Je voudrais rassurer nos collègues de l'opposition. En rédigeant le texte, nous n'avons obéi à aucun esprit de système : loin de chercher à contredire par principe leurs positions, nous nous en sommes beaucoup inspirés sur divers points, s'agissant d'un sujet délicat qui doit nous rassembler autant que possible.
Gardons-nous, au demeurant, de laisser croire à nos concitoyens que des mesures législatives suffiront pour approcher le « risque zéro » dans les transports. Il faudra aussi mobiliser beaucoup de moyens, d'abord financiers, pour pouvoir recruter des personnels supplémentaires et installer des dispositifs – même si nous ne partons pas de rien : il y a déjà 510 caméras dans la seule gare du Nord, surveillée jour et nuit, et nombre de gares françaises sont déjà équipées. Toutefois, cela n'a pas empêché les agressions.
J'aimerais répondre précisément à nos collègues sur plusieurs points afin de leur montrer que nous ne divergeons pas quant au fond.
Vous proposez d'abaisser de dix à trois le nombre de récidives permettant de caractériser le délit d'habitude en matière de fraude. En cas de recours, une telle mesure serait très certainement invalidée pour non-respect du principe de proportionnalité. En effet, on a vite fait de récidiver trois fois en douze mois : un jour on a oublié son titre de transport, un autre jour on prend très vite le train sans ticket parce que le temps manque, une autre fois la machine s'enraye. Le chiffre de cinq récidives me paraît donc être un minimum. Pour pouvoir parler de fraude d'habitude, il faut plusieurs occurrences. J'ai d'ailleurs déposé un amendement tendant à comptabiliser désormais dans les cas pris en considération ceux où l'on a payé l'amende forfaitaire après le contrôle, puisque la première intention du voyageur était bien de ne pas payer.
Vous avez également déposé un amendement sur l'usurpation d'identité. Celle-ci est, par définition, très difficile à vérifier. L'un des gros problèmes auxquels se heurtent la SNCF et la RATP est précisément l'impossibilité pour leurs agents de procéder à une vérification d'identité, prérogative de l'officier de police judiciaire. L'amendement CL30 rectifié de votre rapporteur pour avis déplace le problème en jouant sur le moment où un individu se refuse au relevé d'identité. Actuellement, l'agent de sûreté ne peut rien faire pour retenir cette personne en attendant l'officier de police judiciaire ; or seules 43 % des demandes d'ordre adressées aux OPJ aboutissent. Aux termes de l'amendement CL30 rectifié, le fait de se soustraire à l'obligation de demeurer à la disposition du contrôleur constitue un délit ; il y aura alors flagrant délit, ce qui permettra à l'agent de sûreté, comme à toute personne, de retenir l'individu.

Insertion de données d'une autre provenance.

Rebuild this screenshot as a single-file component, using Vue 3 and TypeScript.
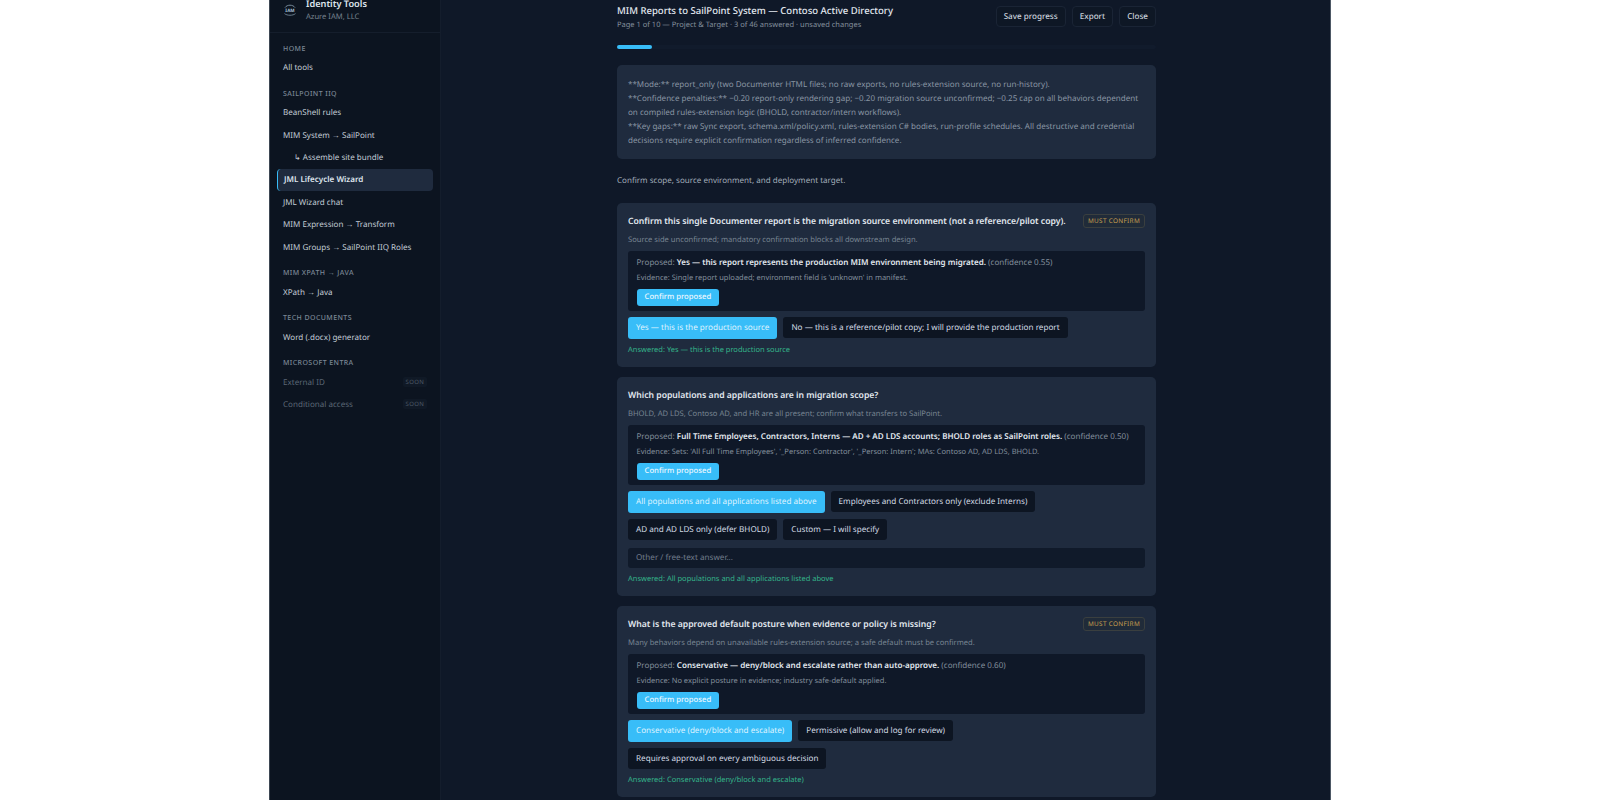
<script setup lang="ts">
interface NavItem {
  label: string;
  sub?: boolean;
  active?: boolean;
  soon?: boolean;
}
interface NavGroup {
  title: string;
  items: NavItem[];
}
interface Question {
  title: string;
  must: boolean;
  why: string;
  proposed: string;
  confidence: string;
  evidence: string;
  options: string[];
  freeText?: boolean;
}

const navGroups: NavGroup[] = [
  { title: 'Home', items: [{ label: 'All tools' }] },
  {
    title: 'SailPoint IIQ',
    items: [
      { label: 'BeanShell rules' },
      { label: 'MIM System → SailPoint' },
      { label: '↳ Assemble site bundle', sub: true },
      { label: 'JML Lifecycle Wizard', active: true },
      { label: 'JML Wizard chat' },
      { label: 'MIM Expression → Transform' },
      { label: 'MIM Groups → SailPoint IIQ Roles' },
    ],
  },
  { title: 'MIM XPath → Java', items: [{ label: 'XPath → Java' }] },
  { title: 'Tech documents', items: [{ label: 'Word (.docx) generator' }] },
  {
    title: 'Microsoft Entra',
    items: [
      { label: 'External ID', soon: true },
      { label: 'Conditional access', soon: true },
    ],
  },
];

const questions: Question[] = [
  {
    title: 'Confirm this single Documenter report is the migration source environment (not a reference/pilot copy).',
    must: true,
    why: 'Source side unconfirmed; mandatory confirmation blocks all downstream design.',
    proposed: 'Yes — this report represents the production MIM environment being migrated.',
    confidence: '0.55',
    evidence: "Single report uploaded; environment field is 'unknown' in manifest.",
    options: ['Yes — this is the production source', 'No — this is a reference/pilot copy; I will provide the production report'],
  },
  {
    title: 'Which populations and applications are in migration scope?',
    must: false,
    why: 'BHOLD, AD LDS, Contoso AD, and HR are all present; confirm what transfers to SailPoint.',
    proposed: 'Full Time Employees, Contractors, Interns — AD + AD LDS accounts; BHOLD roles as SailPoint roles.',
    confidence: '0.50',
    evidence: "Sets: 'All Full Time Employees', '_Person: Contractor', '_Person: Intern'; MAs: Contoso AD, AD LDS, BHOLD.",
    options: [
      'All populations and all applications listed above',
      'Employees and Contractors only (exclude Interns)',
      'AD and AD LDS only (defer BHOLD)',
      'Custom — I will specify',
    ],
    freeText: true,
  },
  {
    title: 'What is the approved default posture when evidence or policy is missing?',
    must: true,
    why: 'Many behaviors depend on unavailable rules-extension source; a safe default must be confirmed.',
    proposed: 'Conservative — deny/block and escalate rather than auto-approve.',
    confidence: '0.60',
    evidence: 'No explicit posture in evidence; industry safe-default applied.',
    options: [
      'Conservative (deny/block and escalate)',
      'Permissive (allow and log for review)',
      'Requires approval on every ambiguous decision',
    ],
  },
];
</script>

<template>
  <div class="page">
    <div class="shell">
      <aside class="sidebar">
        <div class="brand">
          <svg class="logo" width="14" height="12" viewBox="0 0 14 12" fill="none">
            <path d="M2 3.6 C4 0.4 10 0.4 12 3.6" stroke="#8fa6b8" stroke-width="0.8" />
            <path d="M1.5 9.6 C4 11.8 10 11.8 12.5 9.6" stroke="#8fa6b8" stroke-width="0.7" />
            <text x="7" y="8.2" text-anchor="middle" class="logo-text">IAM</text>
          </svg>
          <div>
            <div class="brand-name">Identity Tools</div>
            <div class="brand-sub">Azure IAM, LLC</div>
          </div>
        </div>
        <nav class="nav">
          <section v-for="group in navGroups" :key="group.title" class="nav-group">
            <div class="nav-title">{{ group.title }}</div>
            <div
              v-for="item in group.items"
              :key="item.label"
              class="nav-item"
              :class="{ sub: item.sub, active: item.active, soon: item.soon }"
            >
              <span>{{ item.label }}</span>
              <span v-if="item.soon" class="soon-tag">SOON</span>
            </div>
          </section>
        </nav>
      </aside>

      <main class="main">
        <div class="column">
          <header class="top">
            <div>
              <h1 class="title">MIM Reports to SailPoint System — Contoso Active Directory</h1>
              <div class="subtitle">Page 1 of 10 — Project &amp; Target · 3 of 46 answered · unsaved changes</div>
            </div>
            <div class="actions">
              <button class="ghost">Save progress</button>
              <button class="ghost">Export</button>
              <button class="ghost">Close</button>
            </div>
          </header>

          <div class="progress"><div class="progress-fill"></div></div>

          <div class="notes">
            <div>**Mode:** report_only (two Documenter HTML files; no raw exports, no rules-extension source, no run-history).</div>
            <div>**Confidence penalties:** −0.20 report-only rendering gap; −0.20 migration source unconfirmed; −0.25 cap on all behaviors dependent on compiled rules-extension logic (BHOLD, contractor/intern workflows).</div>
            <div>**Key gaps:** raw Sync export, schema.xml/policy.xml, rules-extension C# bodies, run-profile schedules. All destructive and credential decisions require explicit confirmation regardless of inferred confidence.</div>
          </div>

          <p class="intro">Confirm scope, source environment, and deployment target.</p>

          <article v-for="q in questions" :key="q.title" class="card">
            <div class="card-head">
              <h2 class="q-title">{{ q.title }}</h2>
              <span v-if="q.must" class="must">MUST CONFIRM</span>
            </div>
            <p class="why">{{ q.why }}</p>
            <div class="proposal">
              <div class="prop-line">
                Proposed: <strong>{{ q.proposed }}</strong> (confidence {{ q.confidence }})
              </div>
              <div class="evidence">Evidence: {{ q.evidence }}</div>
              <button class="confirm">Confirm proposed</button>
            </div>
            <div class="options">
              <button
                v-for="(opt, i) in q.options"
                :key="opt"
                class="option"
                :class="{ selected: i === 0 }"
              >{{ opt }}</button>
            </div>
            <div v-if="q.freeText" class="free-text">Other / free-text answer...</div>
            <div class="answered">Answered: {{ q.options[0] }}</div>
          </article>
        </div>
      </main>
    </div>
  </div>
</template>

<style>
html,
body {
  margin: 0;
  background: #ffffff;
  overflow: hidden;
}
</style>

<style scoped>
.page {
  height: 800px;
  overflow: hidden;
  background: #ffffff;
  font-family: "Noto Sans", sans-serif;
  text-rendering: geometricPrecision;
}

.page button {
  text-rendering: geometricPrecision;
}

.shell {
  box-sizing: border-box;
  width: 1062px;
  height: 1000px;
  margin: -14px 0 0 269px;
  display: flex;
  background: #0f1828;
  border-left: 1px solid #3e4854;
  border-right: 1px solid #4d5865;
}

.sidebar {
  width: 171px;
  flex-shrink: 0;
  box-sizing: border-box;
  background: #0c1420;
  border-right: 1px solid #141d2c;
}

.brand {
  display: flex;
  align-items: center;
  gap: 9px;
  height: 44px;
  padding: 2px 12px 0 13px;
  border-bottom: 1px solid #151e2c;
}

.logo {
  flex-shrink: 0;
}

.logo-text {
  font-size: 4.6px;
  font-weight: 700;
  fill: #a9c2d6;
}

.brand-name {
  font-size: 9.2px;
  font-weight: 600;
  line-height: 15px;
  color: #dfe6ee;
}

.brand-sub {
  font-size: 7.6px;
  line-height: 13px;
  color: #77838f;
}

.nav {
  padding: 1px 7px 0;
}

.nav-group {
  margin-top: 8.6px;
}

.nav-title {
  padding: 0 6px;
  height: 14px;
  line-height: 14px;
  font-size: 7px;
  font-weight: 500;
  letter-spacing: 0.06em;
  text-transform: uppercase;
  color: #7b8795;
}

.nav-item {
  display: flex;
  justify-content: space-between;
  align-items: center;
  box-sizing: border-box;
  height: 22.4px;
  padding: 0 6px;
  font-size: 8.05px;
  color: #c3ccd6;
  border-radius: 4px;
}

.nav-item.sub {
  padding-left: 17px;
}

.nav-item.active {
  background: #1f2b3e;
  border-left: 1px solid #38bdf8;
  font-weight: 600;
  color: #dfe6ee;
}

.nav-item.soon {
  color: #5b6775;
}

.soon-tag {
  font-size: 6px;
  letter-spacing: 0.05em;
  color: #4e5967;
  background: #101926;
  padding: 1px 3px;
  border-radius: 2px;
}

.main {
  flex: 1;
  display: flex;
  justify-content: center;
  padding-left: 2px;
}

.column {
  width: 539px;
  padding-top: 14px;
}

.top {
  display: flex;
  justify-content: space-between;
  align-items: flex-start;
  height: 38px;
}

.title {
  margin: 0;
  padding-top: 4px;
  font-size: 9.55px;
  line-height: 14px;
  font-weight: 500;
  color: #e3e9f0;
}

.subtitle {
  margin-top: 1px;
  font-size: 7.5px;
  line-height: 12px;
  color: #838f9c;
}

.actions {
  display: flex;
  gap: 6px;
  margin-top: 6px;
}

.ghost {
  height: 21px;
  padding: 0 7px;
  font: 500 8.1px "Noto Sans", sans-serif;
  color: #c9d2dc;
  background: #0e1725;
  border: 1px solid #1a2435;
  border-radius: 4px;
}

.progress {
  height: 4px;
  margin-top: 7px;
  background: #111b2c;
  border-radius: 2px;
}

.progress-fill {
  width: 35px;
  height: 100%;
  background: #38bdf8;
  border-radius: 2px;
}

.notes {
  box-sizing: border-box;
  margin-top: 16px;
  padding: 12.5px 11px 11px;
  background: #1f2b3e;
  border-radius: 5px;
  font-size: 8.05px;
  line-height: 14px;
  color: #8a96a4;
}

.intro {
  margin: 15px 0 0;
  font-size: 8.05px;
  line-height: 14px;
  color: #a2adb9;
}

.card {
  box-sizing: border-box;
  margin-top: 15px;
  padding: 11px 11px 10px;
  background: #1f2b3e;
  border-radius: 5px;
}

.card + .card {
  margin-top: 10px;
}

.card-head {
  display: flex;
  justify-content: space-between;
  align-items: flex-start;
  min-height: 15px;
}

.q-title {
  margin: 0;
  font-size: 8.65px;
  line-height: 15px;
  font-weight: 600;
  color: #e3e9f0;
}

.must {
  flex-shrink: 0;
  height: 14px;
  box-sizing: border-box;
  line-height: 12px;
  padding: 0 4px;
  font-size: 6.4px;
  letter-spacing: 0.05em;
  white-space: nowrap;
  color: #c9a050;
  background: #202b39;
  border: 1px solid #3a3f3f;
  border-radius: 3px;
}

.why {
  margin: 5px 0 0;
  font-size: 7.6px;
  line-height: 12px;
  color: #788592;
}

.proposal {
  margin-top: 5px;
  padding: 5px 8.5px;
  background: #0f1828;
  border-radius: 3px;
}

.prop-line {
  font-size: 8.05px;
  line-height: 14px;
  color: #838f9c;
}

.prop-line strong {
  font-weight: 600;
  color: #e3e9f0;
}

.evidence {
  margin-top: 2px;
  font-size: 7.5px;
  line-height: 12px;
  color: #838f9c;
}

.confirm {
  display: block;
  height: 17px;
  margin-top: 5px;
  padding: 0 8px;
  font: 500 7.7px "Noto Sans", sans-serif;
  color: #ecf8ff;
  background: #38bdf8;
  border: none;
  border-radius: 3px;
}

.options {
  display: flex;
  flex-wrap: wrap;
  align-items: center;
  gap: 6px;
  margin-top: 6px;
}

.option {
  height: 21px;
  padding: 0 8px;
  font: 400 8.15px "Noto Sans", sans-serif;
  color: #d3dbe4;
  background: #0d1522;
  border: none;
  border-radius: 3px;
}

.option.selected {
  height: 22px;
  color: #dff3ff;
  background: #38bdf8;
}

.free-text {
  box-sizing: border-box;
  height: 20px;
  line-height: 20px;
  margin-top: 8px;
  padding: 0 8px;
  font-size: 8.15px;
  color: #707c8a;
  background: #101a2a;
  border-radius: 3px;
}

.answered {
  margin-top: 5px;
  font-size: 7.5px;
  line-height: 13px;
  color: #34b48a;
}
</style>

Nous nous situons ici sur la « ligne rouge » entre les prérogatives de l'OPJ et celles des agents de sûreté. Mais si nous ne remédions pas à ce problème, nous aurons fait bien peu – à moins de faire entrer tous les agents de sûreté de France et de Navarre dans la police judiciaire ! J'ai travaillé sur ce point avec le procureur Molins, entre autres. Tout le monde convient qu'il y a là une faiblesse. J'ai déposé un autre amendement qui limite à une heure la durée de rétention dans l'attente de la réponse de l'OPJ. La transition de l'agent de sûreté à l'OPJ est cruciale, car elle ménage le passage au contrôle et à la vérification d'identité pour lesquels l'agent de sûreté n'est pas habilité.
En ce qui concerne le criblage, nous sommes tout à fait d'accord avec l'esprit de votre amendement. Plusieurs amendements ont été déposés à ce sujet, par vous et par nous. Le ministère de l'Intérieur approuve lui aussi entièrement le principe, mais demande une analyse plus précise car nous manquons de recul. Il est essentiel que l'on puisse habiliter les personnels entrants, mais aussi ceux qui sont déjà en fonction – on a découvert à l'occasion des derniers attentats la radicalisation d'un agent de la RATP. Mais la trame du tamis n'est pas encore précisée. Actuellement, la SNCF et la RATP ont tendance à confier au ministère de l'Intérieur la gestion de leurs ressources humaines : c'est excessif. Nous devons donc affiner l'approche. Peut-être le Gouvernement nous demandera-t-il d'ailleurs en séance de différer l'application de cette disposition, car il travaille sur ce sujet à un texte qui concerne, au-delà des transports publics, tous les services et points sensibles du territoire.